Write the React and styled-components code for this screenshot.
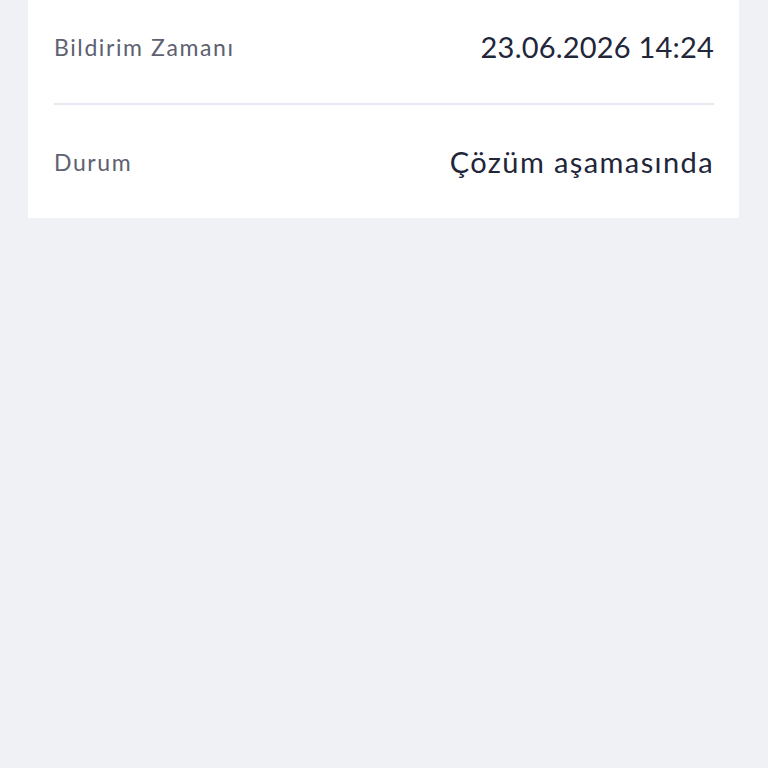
import styled, { createGlobalStyle } from "styled-components"

const Global = createGlobalStyle`
  html, body {
    margin: 0;
    padding: 0;
    background: #f0f1f5;
    font-family: Lato, "Noto Sans", sans-serif;
  }
  #root {
    min-height: 768px;
  }
`

const Page = styled.div`
  height: 768px;
  overflow: hidden;
  background: #f0f1f5;
`

const Card = styled.div`
  margin: -10px 29px 0 28px;
  padding: 0 25px 0 26px;
  background: #ffffff;
`

const Row = styled.div`
  display: flex;
  align-items: center;
  justify-content: space-between;
  height: ${p => p.$h}px;
  border-bottom: ${p => (p.$last ? "none" : "2px solid #e7e8f1")};
`

const Label = styled.span`
  font-size: 23px;
  color: #5d6171;
  letter-spacing: 1.6px;
`

const Value = styled.span`
  font-size: 29px;
  color: #22263a;
  letter-spacing: ${p => p.$ls}px;
`

const rows = [
  { label: "Bildirim Zamanı", value: "23.06.2026 14:24", h: 113, ls: 0.2 },
  { label: "Durum", value: "Çözüm aşamasında", h: 113, ls: 1.4 },
]

const App = () => {
  return (
    <Page>
      <Global />
      <Card>
        {rows.map((r, i) => (
          <Row key={r.label} $h={r.h} $last={i === rows.length - 1}>
            <Label>{r.label}</Label>
            <Value $ls={r.ls}>{r.value}</Value>
          </Row>
        ))}
      </Card>
    </Page>
  )
}

export default App
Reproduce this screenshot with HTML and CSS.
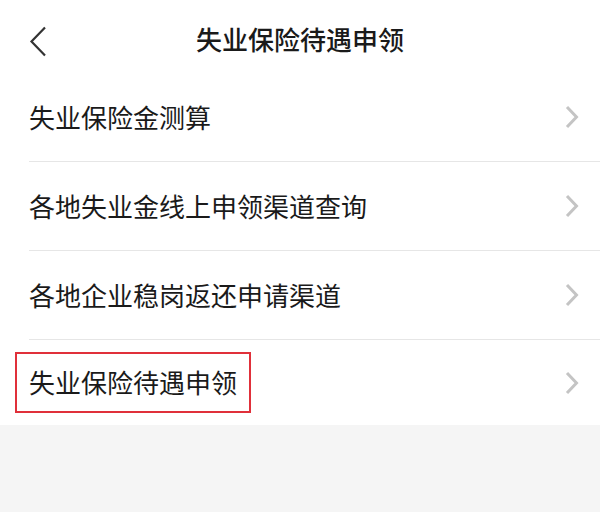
+ + + + +
▶ [EXERCISE DIRECTIONS]
Write out the listing word for word, omitting the pictures it holds.

▶ [EXPECTED ANSWER]
Write the React and styled-components code for this screenshot.
import styled, { createGlobalStyle } from "styled-components"

const Global = createGlobalStyle`
  html, body {
    margin: 0;
    padding: 0;
    background: #f0f1f5;
    font-family: Lato, "Noto Sans", sans-serif;
  }
  #root {
    min-height: 768px;
  }
`

const Page = styled.div`
  height: 768px;
  overflow: hidden;
  background: #f0f1f5;
`

const Card = styled.div`
  margin: -10px 29px 0 28px;
  padding: 0 25px 0 26px;
  background: #ffffff;
`

const Row = styled.div`
  display: flex;
  align-items: center;
  justify-content: space-between;
  height: ${p => p.$h}px;
  border-bottom: ${p => (p.$last ? "none" : "2px solid #e7e8f1")};
`

const Label = styled.span`
  font-size: 23px;
  color: #5d6171;
  letter-spacing: 1.6px;
`

const Value = styled.span`
  font-size: 29px;
  color: #22263a;
  letter-spacing: ${p => p.$ls}px;
`

const rows = [
  { label: "Bildirim Zamanı", value: "23.06.2026 14:24", h: 113, ls: 0.2 },
  { label: "Durum", value: "Çözüm aşamasında", h: 113, ls: 1.4 },
]

const App = () => {
  return (
    <Page>
      <Global />
      <Card>
        {rows.map((r, i) => (
          <Row key={r.label} $h={r.h} $last={i === rows.length - 1}>
            <Label>{r.label}</Label>
            <Value $ls={r.ls}>{r.value}</Value>
          </Row>
        ))}
      </Card>
    </Page>
  )
}

export default App
Reproduce this screenshot with HTML and CSS.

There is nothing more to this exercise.